BBH speaks to Christopher James, professor of biomedical engineering at University of Warwick, about how wearable technologies could help people live independently for longer
The global obsession with smart technology could hold the key to revolutionising health and social care services, according to experts.
Christopher James, professor of biomedical engineering at University of Warwick, is currently working on research into long-term behaviour monitoring via mobile technology – a move he claims could help vulnerable people to stay independent for longer.
We are taking healthcare into communities and the big enabler here is technology and, in particular, mobile technology
Also chairman of The Institute of Electrical and Electronics Engineers (IEEE) Engineering in Medicine and Biology Society (EMBS) UK and Ireland chapter; he hopes the development of smart watch-based wearable technology will provide health and care providers with a new tool.
He told BBH: “My work looks at the brain and behaviour, taking signals from the brain to make diagnoses on the progression of certain conditions, such as epilepsy. This can tell us what parts of the brain are not working properly, for example.

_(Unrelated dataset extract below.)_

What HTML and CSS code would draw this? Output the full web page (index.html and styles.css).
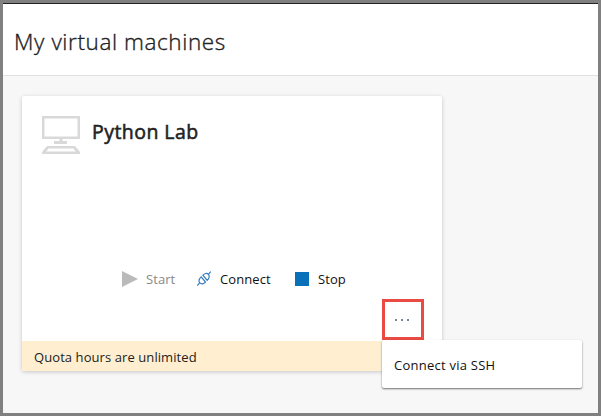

“Technology has been invented that can move a cursor on a screen to the left just because a person thinks left. The technology picks up on their brain activity.
“I was really interested to see how we could take this kind of approach and use it to help people to live their lives more independently for longer.”

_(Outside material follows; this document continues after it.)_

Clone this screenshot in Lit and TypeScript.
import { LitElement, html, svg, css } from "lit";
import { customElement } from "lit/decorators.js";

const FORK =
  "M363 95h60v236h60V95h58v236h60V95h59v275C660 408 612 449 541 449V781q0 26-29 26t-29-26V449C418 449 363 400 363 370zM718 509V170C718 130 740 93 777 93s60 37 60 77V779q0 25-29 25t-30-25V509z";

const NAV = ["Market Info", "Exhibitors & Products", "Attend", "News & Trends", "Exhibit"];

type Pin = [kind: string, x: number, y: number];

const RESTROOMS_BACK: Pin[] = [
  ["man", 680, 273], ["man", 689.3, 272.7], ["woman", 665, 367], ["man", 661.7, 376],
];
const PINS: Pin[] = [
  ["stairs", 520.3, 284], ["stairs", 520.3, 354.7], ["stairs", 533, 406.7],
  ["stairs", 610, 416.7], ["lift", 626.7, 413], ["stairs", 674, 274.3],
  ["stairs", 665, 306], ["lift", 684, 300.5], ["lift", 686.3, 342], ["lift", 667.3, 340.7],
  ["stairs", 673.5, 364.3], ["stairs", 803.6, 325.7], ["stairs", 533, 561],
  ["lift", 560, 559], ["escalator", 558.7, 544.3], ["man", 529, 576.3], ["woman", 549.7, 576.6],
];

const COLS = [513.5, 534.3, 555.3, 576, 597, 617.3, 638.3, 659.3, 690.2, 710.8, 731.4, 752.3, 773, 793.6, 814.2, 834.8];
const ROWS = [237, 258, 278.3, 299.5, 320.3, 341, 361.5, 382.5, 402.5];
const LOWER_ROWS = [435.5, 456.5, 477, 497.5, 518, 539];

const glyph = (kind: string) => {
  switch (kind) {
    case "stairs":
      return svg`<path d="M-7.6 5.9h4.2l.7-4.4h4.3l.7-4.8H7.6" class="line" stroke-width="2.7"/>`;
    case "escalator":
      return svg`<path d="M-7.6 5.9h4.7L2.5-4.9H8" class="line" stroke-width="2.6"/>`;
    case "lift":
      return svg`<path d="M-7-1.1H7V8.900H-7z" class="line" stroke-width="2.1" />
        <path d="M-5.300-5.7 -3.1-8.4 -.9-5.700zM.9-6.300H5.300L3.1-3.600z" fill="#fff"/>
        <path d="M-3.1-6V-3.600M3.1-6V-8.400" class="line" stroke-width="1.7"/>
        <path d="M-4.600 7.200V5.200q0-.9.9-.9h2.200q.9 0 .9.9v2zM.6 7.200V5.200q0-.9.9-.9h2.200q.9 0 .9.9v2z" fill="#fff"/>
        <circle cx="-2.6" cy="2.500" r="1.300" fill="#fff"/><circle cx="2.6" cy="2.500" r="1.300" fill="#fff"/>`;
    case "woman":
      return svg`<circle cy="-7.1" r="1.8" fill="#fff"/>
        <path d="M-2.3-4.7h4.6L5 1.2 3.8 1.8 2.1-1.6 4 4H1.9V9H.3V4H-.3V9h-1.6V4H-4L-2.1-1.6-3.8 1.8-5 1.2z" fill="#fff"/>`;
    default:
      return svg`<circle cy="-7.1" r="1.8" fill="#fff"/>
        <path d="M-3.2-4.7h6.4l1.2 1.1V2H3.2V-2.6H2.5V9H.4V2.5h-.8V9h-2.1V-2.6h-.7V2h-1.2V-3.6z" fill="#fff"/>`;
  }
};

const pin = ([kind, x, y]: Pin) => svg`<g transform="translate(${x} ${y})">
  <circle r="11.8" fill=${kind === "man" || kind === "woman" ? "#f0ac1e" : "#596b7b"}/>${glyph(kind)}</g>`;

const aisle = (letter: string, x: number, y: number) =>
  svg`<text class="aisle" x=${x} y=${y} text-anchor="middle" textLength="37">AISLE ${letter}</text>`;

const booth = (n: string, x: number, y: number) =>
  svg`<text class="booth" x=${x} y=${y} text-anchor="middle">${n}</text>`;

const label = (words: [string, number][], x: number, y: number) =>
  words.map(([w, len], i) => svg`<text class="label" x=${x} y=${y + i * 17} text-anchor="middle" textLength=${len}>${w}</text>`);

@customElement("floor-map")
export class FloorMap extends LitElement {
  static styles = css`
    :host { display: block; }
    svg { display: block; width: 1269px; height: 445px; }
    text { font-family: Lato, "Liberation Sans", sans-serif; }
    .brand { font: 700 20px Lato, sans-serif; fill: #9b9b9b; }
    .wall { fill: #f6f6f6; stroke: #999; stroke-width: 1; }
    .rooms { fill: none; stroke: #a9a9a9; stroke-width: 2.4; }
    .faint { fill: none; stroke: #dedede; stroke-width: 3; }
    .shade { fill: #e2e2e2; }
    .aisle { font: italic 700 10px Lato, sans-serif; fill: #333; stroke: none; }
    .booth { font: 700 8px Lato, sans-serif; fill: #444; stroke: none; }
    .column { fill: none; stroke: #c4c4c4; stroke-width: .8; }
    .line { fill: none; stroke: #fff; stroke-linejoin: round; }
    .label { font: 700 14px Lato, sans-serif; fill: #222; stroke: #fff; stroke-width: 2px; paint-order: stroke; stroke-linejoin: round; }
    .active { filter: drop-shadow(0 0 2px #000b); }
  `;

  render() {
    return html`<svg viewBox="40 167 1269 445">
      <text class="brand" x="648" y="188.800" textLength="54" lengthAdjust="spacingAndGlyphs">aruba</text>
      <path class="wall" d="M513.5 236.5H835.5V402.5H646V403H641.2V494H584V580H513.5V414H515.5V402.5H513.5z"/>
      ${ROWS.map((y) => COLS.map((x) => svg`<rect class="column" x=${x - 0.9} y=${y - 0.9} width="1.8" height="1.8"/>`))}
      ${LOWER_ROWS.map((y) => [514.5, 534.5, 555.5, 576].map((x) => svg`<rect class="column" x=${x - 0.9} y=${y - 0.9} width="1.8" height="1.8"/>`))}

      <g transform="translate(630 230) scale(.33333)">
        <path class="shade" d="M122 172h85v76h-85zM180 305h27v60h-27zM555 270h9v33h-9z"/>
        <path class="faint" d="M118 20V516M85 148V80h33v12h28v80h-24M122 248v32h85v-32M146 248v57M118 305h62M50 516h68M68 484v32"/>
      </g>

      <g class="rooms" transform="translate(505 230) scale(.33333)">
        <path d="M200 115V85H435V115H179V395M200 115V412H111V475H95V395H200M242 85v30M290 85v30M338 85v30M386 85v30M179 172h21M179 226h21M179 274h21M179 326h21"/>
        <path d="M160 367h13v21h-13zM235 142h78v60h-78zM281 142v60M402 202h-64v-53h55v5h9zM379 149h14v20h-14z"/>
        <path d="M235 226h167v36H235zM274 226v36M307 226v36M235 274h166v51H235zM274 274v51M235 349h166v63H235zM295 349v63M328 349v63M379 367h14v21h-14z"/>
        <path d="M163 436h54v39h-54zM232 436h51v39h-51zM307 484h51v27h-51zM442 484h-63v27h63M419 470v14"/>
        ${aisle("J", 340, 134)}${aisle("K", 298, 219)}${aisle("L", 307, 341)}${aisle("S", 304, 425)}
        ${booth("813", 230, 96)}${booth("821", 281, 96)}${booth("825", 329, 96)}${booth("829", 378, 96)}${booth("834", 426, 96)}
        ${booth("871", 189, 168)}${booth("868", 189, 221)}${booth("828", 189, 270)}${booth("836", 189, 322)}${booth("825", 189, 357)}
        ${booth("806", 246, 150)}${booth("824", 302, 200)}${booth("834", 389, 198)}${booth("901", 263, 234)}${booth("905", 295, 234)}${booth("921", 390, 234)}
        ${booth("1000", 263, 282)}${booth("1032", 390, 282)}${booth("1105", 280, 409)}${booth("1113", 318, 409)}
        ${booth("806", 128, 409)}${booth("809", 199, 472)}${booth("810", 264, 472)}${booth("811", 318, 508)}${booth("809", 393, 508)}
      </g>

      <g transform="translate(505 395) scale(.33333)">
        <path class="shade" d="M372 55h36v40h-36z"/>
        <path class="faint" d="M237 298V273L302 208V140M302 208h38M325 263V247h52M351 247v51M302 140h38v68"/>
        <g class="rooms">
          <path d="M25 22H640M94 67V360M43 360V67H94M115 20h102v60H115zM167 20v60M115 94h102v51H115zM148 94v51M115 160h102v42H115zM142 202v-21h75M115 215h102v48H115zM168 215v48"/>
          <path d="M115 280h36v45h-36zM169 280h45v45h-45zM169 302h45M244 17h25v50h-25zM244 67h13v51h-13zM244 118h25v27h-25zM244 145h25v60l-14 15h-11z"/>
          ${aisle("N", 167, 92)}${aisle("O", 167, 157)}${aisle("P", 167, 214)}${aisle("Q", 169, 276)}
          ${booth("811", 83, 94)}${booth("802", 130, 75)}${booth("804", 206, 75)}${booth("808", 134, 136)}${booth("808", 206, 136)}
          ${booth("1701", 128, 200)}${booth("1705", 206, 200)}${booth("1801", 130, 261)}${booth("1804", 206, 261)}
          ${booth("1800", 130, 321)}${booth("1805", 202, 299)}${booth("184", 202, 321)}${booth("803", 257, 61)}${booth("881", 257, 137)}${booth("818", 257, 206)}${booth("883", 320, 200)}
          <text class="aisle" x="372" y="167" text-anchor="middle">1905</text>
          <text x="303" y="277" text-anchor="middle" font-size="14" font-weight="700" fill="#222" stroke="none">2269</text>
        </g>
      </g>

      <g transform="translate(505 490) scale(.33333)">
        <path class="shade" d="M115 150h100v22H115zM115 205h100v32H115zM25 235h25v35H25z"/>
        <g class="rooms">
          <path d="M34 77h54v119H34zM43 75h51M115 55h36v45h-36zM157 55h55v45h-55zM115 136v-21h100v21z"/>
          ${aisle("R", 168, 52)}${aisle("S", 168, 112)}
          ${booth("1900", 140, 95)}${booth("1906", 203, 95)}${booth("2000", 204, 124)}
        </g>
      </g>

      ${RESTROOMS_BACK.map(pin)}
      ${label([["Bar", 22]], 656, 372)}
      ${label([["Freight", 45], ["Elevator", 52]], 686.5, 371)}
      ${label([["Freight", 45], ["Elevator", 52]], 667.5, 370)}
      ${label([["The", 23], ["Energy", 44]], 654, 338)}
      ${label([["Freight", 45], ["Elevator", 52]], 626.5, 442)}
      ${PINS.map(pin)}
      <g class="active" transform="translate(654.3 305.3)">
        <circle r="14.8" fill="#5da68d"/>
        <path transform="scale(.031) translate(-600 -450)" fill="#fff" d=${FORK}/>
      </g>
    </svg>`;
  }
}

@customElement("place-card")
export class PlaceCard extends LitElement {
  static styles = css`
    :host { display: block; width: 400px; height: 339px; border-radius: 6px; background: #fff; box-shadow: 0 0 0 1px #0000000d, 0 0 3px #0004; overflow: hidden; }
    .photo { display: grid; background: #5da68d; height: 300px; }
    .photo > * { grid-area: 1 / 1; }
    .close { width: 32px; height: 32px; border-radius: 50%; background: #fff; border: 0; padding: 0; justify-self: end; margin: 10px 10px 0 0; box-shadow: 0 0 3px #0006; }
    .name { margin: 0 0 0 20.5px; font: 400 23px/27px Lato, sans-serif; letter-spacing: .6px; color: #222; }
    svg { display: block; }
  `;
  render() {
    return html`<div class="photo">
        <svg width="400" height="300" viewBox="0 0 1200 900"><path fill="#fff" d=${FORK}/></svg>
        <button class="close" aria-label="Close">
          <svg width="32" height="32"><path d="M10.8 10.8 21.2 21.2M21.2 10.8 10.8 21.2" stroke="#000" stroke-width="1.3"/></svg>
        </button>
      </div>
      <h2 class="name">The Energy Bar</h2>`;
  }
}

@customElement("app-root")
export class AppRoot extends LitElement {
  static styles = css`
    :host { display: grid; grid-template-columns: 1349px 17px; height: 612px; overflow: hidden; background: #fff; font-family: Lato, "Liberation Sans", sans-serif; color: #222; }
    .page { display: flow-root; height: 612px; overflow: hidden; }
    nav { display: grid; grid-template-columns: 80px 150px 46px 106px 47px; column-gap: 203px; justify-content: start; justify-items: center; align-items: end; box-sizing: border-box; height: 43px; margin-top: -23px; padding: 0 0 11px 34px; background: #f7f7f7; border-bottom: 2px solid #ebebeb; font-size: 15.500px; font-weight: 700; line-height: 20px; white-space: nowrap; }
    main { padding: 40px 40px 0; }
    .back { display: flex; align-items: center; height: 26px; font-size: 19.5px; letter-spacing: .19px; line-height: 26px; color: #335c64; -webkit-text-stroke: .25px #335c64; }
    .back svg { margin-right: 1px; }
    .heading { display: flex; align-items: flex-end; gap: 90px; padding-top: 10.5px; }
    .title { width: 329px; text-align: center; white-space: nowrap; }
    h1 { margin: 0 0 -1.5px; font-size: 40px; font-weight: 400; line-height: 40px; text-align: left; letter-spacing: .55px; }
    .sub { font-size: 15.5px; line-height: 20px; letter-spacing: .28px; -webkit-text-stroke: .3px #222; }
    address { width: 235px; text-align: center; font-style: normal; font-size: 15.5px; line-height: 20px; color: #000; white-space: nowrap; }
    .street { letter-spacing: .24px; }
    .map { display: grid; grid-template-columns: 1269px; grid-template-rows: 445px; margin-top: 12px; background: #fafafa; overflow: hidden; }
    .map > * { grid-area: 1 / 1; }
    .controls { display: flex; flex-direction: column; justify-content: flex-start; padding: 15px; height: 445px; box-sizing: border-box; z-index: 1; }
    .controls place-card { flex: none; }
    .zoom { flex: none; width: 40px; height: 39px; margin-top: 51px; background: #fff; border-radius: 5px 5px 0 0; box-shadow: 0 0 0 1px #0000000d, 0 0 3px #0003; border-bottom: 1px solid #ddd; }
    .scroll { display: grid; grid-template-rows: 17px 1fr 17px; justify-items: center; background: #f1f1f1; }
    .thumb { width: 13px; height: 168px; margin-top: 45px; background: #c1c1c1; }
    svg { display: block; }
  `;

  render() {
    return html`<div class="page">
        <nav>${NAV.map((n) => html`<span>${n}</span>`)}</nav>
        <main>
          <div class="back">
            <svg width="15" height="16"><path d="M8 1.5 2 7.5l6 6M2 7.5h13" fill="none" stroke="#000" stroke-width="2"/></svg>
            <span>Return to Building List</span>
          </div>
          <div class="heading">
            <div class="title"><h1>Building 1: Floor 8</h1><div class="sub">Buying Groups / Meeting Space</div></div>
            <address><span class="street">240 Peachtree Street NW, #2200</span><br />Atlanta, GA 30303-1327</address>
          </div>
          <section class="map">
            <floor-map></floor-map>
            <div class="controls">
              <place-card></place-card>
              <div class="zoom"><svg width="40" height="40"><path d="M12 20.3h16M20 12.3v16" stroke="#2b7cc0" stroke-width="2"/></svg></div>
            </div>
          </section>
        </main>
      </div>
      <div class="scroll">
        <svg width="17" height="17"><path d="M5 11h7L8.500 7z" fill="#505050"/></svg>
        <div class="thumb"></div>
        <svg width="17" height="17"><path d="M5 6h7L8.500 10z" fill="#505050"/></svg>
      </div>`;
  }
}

His research comes at a time when healthcare services are changing and the focus is moving from healing medical conditions to promoting wellbeing and maintaining good health.
James said: “It’s a very different model now and a different way of treating people.
“We are taking healthcare into communities and the big enabler here is technology and, in particular, mobile technology.”
Using a smart watch in this way we can get measurement of relatively high quality – a stream of data from which we can determine individual condition signatures
A large number of people now use smart phones, and James and his team are using this as a basis for their research.
“Across almost all levels of society people are using smart technology to collect data and interact with it. Phones now have accelerometers – which sense movement of the phone and change the screen orientation - and from this sort of app we can start to see patterns of behaviour.”
The researchers are primarily looking at ways to use smart technology to help the elderly and people with mental health problems.
“People do not want to have to go into care homes until the time is right,” said James. “But at the same time, if they are vulnerable and are living at home, then we need to be able to see how well they are doing and to do this we need to observe their behaviour in an unobtrusive way.
“If they usually wake up at 8am, make a cup of tea, and then sit down until lunchtime, we need to know if this routine changes as it could suggest there is a problem. This is where wearable technologies can help.”
We do not want to interrupt people’s lives, but make them easier and safer, so we want to delivery this technology in a format that they will find easy to use
The project has tested this technology using off-the-shelf smart watch solutions from China and adapted them to suit the UK market.
James explains: “It’s similar to other smart watches, but it’s got all the features of an android phone, such as wifi, Bluetooth, an accelerometer, and GPS.
“We do not want to interrupt people’s lives, but make them easier and safer, so we want to delivery this technology in a format that they will find easy to use.
“Using a smart watch in this way we can get measurement of relatively high quality – a stream of data from which we can determine individual condition signatures. For example, if an elderly person’s routine is disturbed, we want to raise attention.
“Another area we see this working well is in mental health and, in particular, bipolar.
“Someone with bipolar does not see a sudden change, but one that happens gradually over time. The idea is if they wear this watch they can pick up on patterns and see changes that might point to a problem.
“This information can then be fed back to medical or care specialists, or members of the person’s family.”
The cost of the technology has reduced considerably over the past few years, with the basic watches now costing less than £100, making this an affordable intervention for the NHS and social services.
It is an exciting development and one we think could help the UK’s health and social care system immensely
“Monitoring technology used to involve big clunky boxes, but this is basically the size of a matchbox and it’s getting smaller all the time.
“We are trying to simplify it so people want to get involved.”
The only downside currently is that the watches need to be charged, which means having to take them off. The team is looking at ways to address this.
“There is a huge market for this type of thing and we want to find off-the-shelf solutions that are easily updated.
“We have already carried out some limited trials, but we are now looking to take this to the next level.
“It is an exciting development and one we think could help the UK’s health and social care system immensely.”